Le retrait brutal de DC&E a “un impact énorme sur le marché”, a confirmé Chris Adams, Pdg du caviste américain Sherry Lehmann.

Il tombe particulièrement mal pour les négociants bordelais, qui souffrent de la crise économique et d’un “taux de change qui nous tue”, selon Dominique Renard, directeur général de Duclot-Bordeaux Millésimes.

Diageo et le méga-détaillant américain Costco, les deux plus gros acheteurs de vins de Bordeaux pour le marché américain, avaient acquis d’importantes quantités de vin, créant “un niveau artificiel de demande” aux Etats-Unis et conduisant les viticulteurs bordelais à établir leurs prix sur cette “demande supposée”, explique Geoff Labitzke, vice-président du grossiste Fine Wine for Youngs Market, basé en Californie.

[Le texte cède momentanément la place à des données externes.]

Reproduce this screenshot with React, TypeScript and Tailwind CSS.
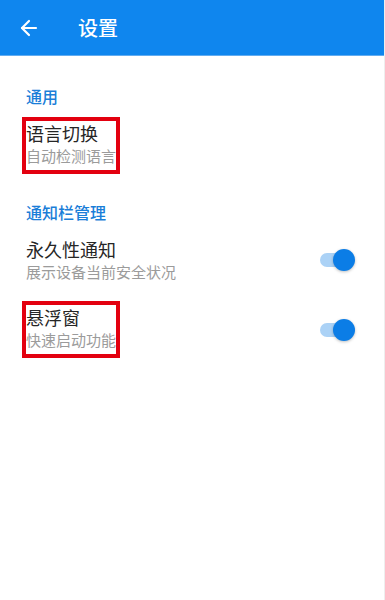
import { ArrowLeft } from 'lucide-react';

type Item = {
  title: string;
  desc: string;
  marked?: boolean;
  toggle?: boolean;
};

type Section = {
  label: string;
  items: Item[];
};

const sections: Section[] = [
  {
    label: '通用',
    items: [{ title: '语言切换', desc: '自动检测语言', marked: true }],
  },
  {
    label: '通知栏管理',
    items: [
      { title: '永久性通知', desc: '展示设备当前安全状况', toggle: true },
      { title: '悬浮窗', desc: '快速启动功能', marked: true, toggle: true },
    ],
  },
];

function Switch() {
  return (
    <div className="relative w-[35px] h-[22px] flex items-center">
      <div className="w-[30px] h-[14px] rounded-full bg-[#abd2f6]"></div>
      {/* thumb */}
      <div className="absolute right-0 top-0 w-[22px] h-[22px] rounded-full bg-[#0b7de6] shadow-[0_1px_3px_rgba(0,0,0,0.25)]"></div>
    </div>
  );
}

export default function App() {
  return (
    <div
      className="min-h-[600px] w-[385px] bg-white border-r border-[#eeeeee]"
      style={{ fontFamily: '"Noto Sans CJK SC", "Noto Sans", sans-serif' }}
    >
      {/* Toolbar */}
      <header className="h-[56px] bg-[#0f86ee] border-b border-[#62acf0] flex items-center">
        <ArrowLeft className="ml-[17px] text-white" size={24} strokeWidth={2.2} />
        <h1 className="ml-[37px] text-[20px] leading-none font-medium text-white">设置</h1>
      </header>

      <div className="pt-[29px] pl-[26px] pr-[29px]">
        {sections.map((section, i) => (
          <section key={section.label} className={i > 0 ? 'mt-[20px]' : ''}>
            <div className="text-[16px] leading-[22px] font-medium text-[#1a7ed8] mb-[3px]">{section.label}</div>
            {section.items.map((item) => (
              <div key={item.title} className="flex items-center justify-between py-[11px]">
                <div className={item.marked ? 'w-fit pb-[3px] outline-4 outline-[#e3000f]' : ''}>
                  <div className="text-[18px] leading-[24px] text-[#262626]">{item.title}</div>
                  <div className="text-[15px] leading-[22px] text-[#9b9b9b]">{item.desc}</div>
                </div>
                {item.toggle && <Switch />}
              </div>
            ))}
          </section>
        ))}
      </div>
    </div>
  );
}
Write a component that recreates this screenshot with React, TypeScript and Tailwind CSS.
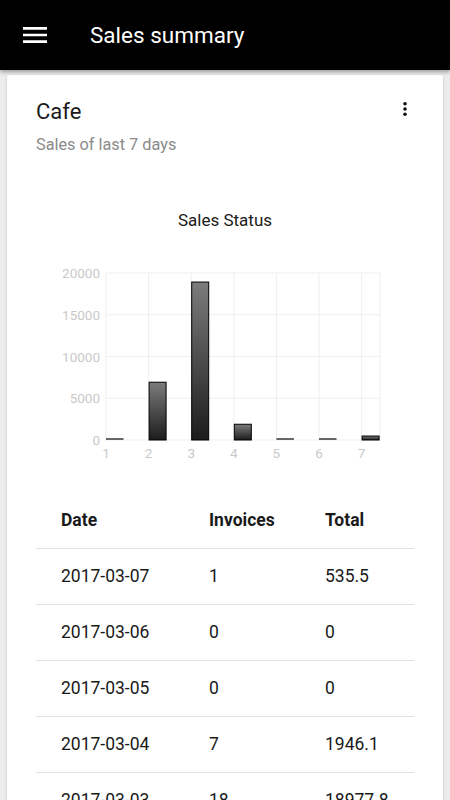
import React from "react";

const bars = [0, 6980, 18977.8, 1946.1, 0, 0, 535.5];
const rows = [
  ["2017-03-07", "1", "535.5"],
  ["2017-03-06", "0", "0"],
  ["2017-03-05", "0", "0"],
  ["2017-03-04", "7", "1946.1"],
  ["2017-03-03", "18", "18977.8"],
  ["2017-03-02", "6", "6980"],
  ["2017-03-01", "0", "0"],
];

function Chart() {
  const x0 = 70;
  const step = 42.6;
  const top = 43;
  const bottom = 210;
  const right = 344;
  const yTicks = [20000, 15000, 10000, 5000, 0];
  const scale = (bottom - top) / 20000;
  return (
    <svg width="378" height="240" viewBox="0 0 378 240" className="block">
      <defs>
        <linearGradient id="barGrad" x1="0" y1="0" x2="0" y2="1">
          <stop offset="0%" stopColor="#7c7c7c" />
          <stop offset="100%" stopColor="#1c1c1c" />
        </linearGradient>
      </defs>
      {yTicks.map((v) => {
        const y = bottom - v * scale;
        return (
          <g key={v}>
            <line x1={x0} x2={right} y1={y} y2={y} stroke="#efefef" strokeWidth="1" />
            <text
              x={64}
              y={y + 5}
              textAnchor="end"
              fontSize="13.5"
              fill="#c9c9c9"
              fontFamily="Roboto, sans-serif"
            >
              {v}
            </text>
          </g>
        );
      })}
      {bars.map((_, i) => {
        const x = x0 + i * step;
        return (
          <g key={i}>
            <line x1={x} x2={x} y1={top} y2={bottom} stroke="#efefef" strokeWidth="1" />
            <text
              x={x}
              y={bottom + 18}
              textAnchor="middle"
              fontSize="13.5"
              fill="#c9c9c9"
              fontFamily="Roboto, sans-serif"
            >
              {i + 1}
            </text>
          </g>
        );
      })}
      <line x1={right} x2={right} y1={top} y2={bottom} stroke="#efefef" strokeWidth="1" />
      {bars.map((v, i) => {
        const x = x0 + i * step;
        const h = v * scale;
        if (h < 2) {
          return <rect key={i} x={x} y={bottom - 2} width={17.5} height={2} fill="#666" />;
        }
        return (
          <rect
            key={i}
            x={x + 0.5}
            y={bottom - h + 0.5}
            width={17}
            height={h - 0.5}
            fill="url(#barGrad)"
            stroke="#000"
            strokeWidth="1"
          />
        );
      })}
    </svg>
  );
}

export default function App() {
  return (
    <div
      className="min-h-[800px] bg-[#ececec]"
      style={{ fontFamily: "Roboto, 'Noto Sans', sans-serif" }}
    >
      <header className="relative z-10 flex h-[70px] items-center bg-black shadow-[0_2px_4px_rgba(0,0,0,0.35)]">
        <svg width="32" height="32" viewBox="0 0 24 24" className="ml-[19px]" fill="#fff">
          <path d="M3 18h18v-2H3v2zm0-5h18v-2H3v2zm0-7v2h18V6H3z" />
        </svg>
        <h1 className="ml-[39px] text-[22.5px] leading-none text-white">Sales summary</h1>
      </header>
      <main className="px-[7px] pt-[5px]">
        <div className="rounded-[2px] bg-white px-[29px] pt-[24px] shadow-[0_1px_3px_rgba(0,0,0,0.18)]">
          <div className="flex items-start justify-between">
            <div className="text-[22px] leading-[26px] text-[#1a1a1a]">Cafe</div>
            <svg width="6" height="14" viewBox="0 0 6 14" className="mr-[6px] mt-[2.5px]" fill="#111">
              <circle cx="3" cy="1.8" r="1.8" />
              <circle cx="3" cy="7" r="1.8" />
              <circle cx="3" cy="12.2" r="1.8" />
            </svg>
          </div>
          <div className="mt-[10px] text-[16.3px] leading-[20px] text-[#8a8a8a]">Sales of last 7 days</div>
          <div className="mt-[55px] text-center text-[17px] leading-[20px] text-[#1a1a1a]">Sales Status</div>
          <Chart />
          <div className="mt-[23px]">
            <div className="grid h-[56px] grid-cols-[148px_116px_1fr] items-center border-b border-[#e2e2e2] pl-[25px] text-[17.5px] font-bold text-[#1a1a1a]">
              <div>Date</div>
              <div>Invoices</div>
              <div>Total</div>
            </div>
            {rows.map((r) => (
              <div
                key={r[0]}
                className="grid h-[56px] grid-cols-[148px_116px_1fr] items-center border-b border-[#e2e2e2] pl-[25px] text-[17.5px] text-[#1a1a1a]"
              >
                <div>{r[0]}</div>
                <div>{r[1]}</div>
                <div>{r[2]}</div>
              </div>
            ))}
          </div>
        </div>
      </main>
    </div>
  );
}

En quittant le marché bordelais, Diageo essaye de rétablir “le juste prix du marché”, estime M. Adams.

La bulle a éclaté quand les viticulteurs ont surestimé les prix de vente pour leurs récoltes 2006 et 2007. Les consommateurs n’ont pas suivi. Les cavistes et les grossistes ont annulé leurs ordres d’achat et des groupes comme Diageo ont fui.

Margaret Calvet, responsable financier d’Aquitaine Wine company, basée à Bordeaux, a comparé la situation actuelle à la “tulipe mania” quand, au XVIe siècle, le monde était devenu fou des tulipes, le produit dernier cri, provoquant une escalade artificielle des prix, avant une chute brutale.

“Il y a un prix plafond pour chaque vin sur cette planète. Au-delà de ce plafond, le consommateur ne suit plus”, a ajouté M. Labitzke.

“Beaucoup de cavistes en Amérique étaient fournis en vins de Bordeaux par Diageo”, explique M. Adams. “Les cavistes continueront à remplir leurs rayonnages mais auront-ils des étiquettes de Bordeaux ? Quand on retire une bouteille d’un rayon, une autre bouteille la remplace et on ne récupère pas forcément la place perdue”, dit-il.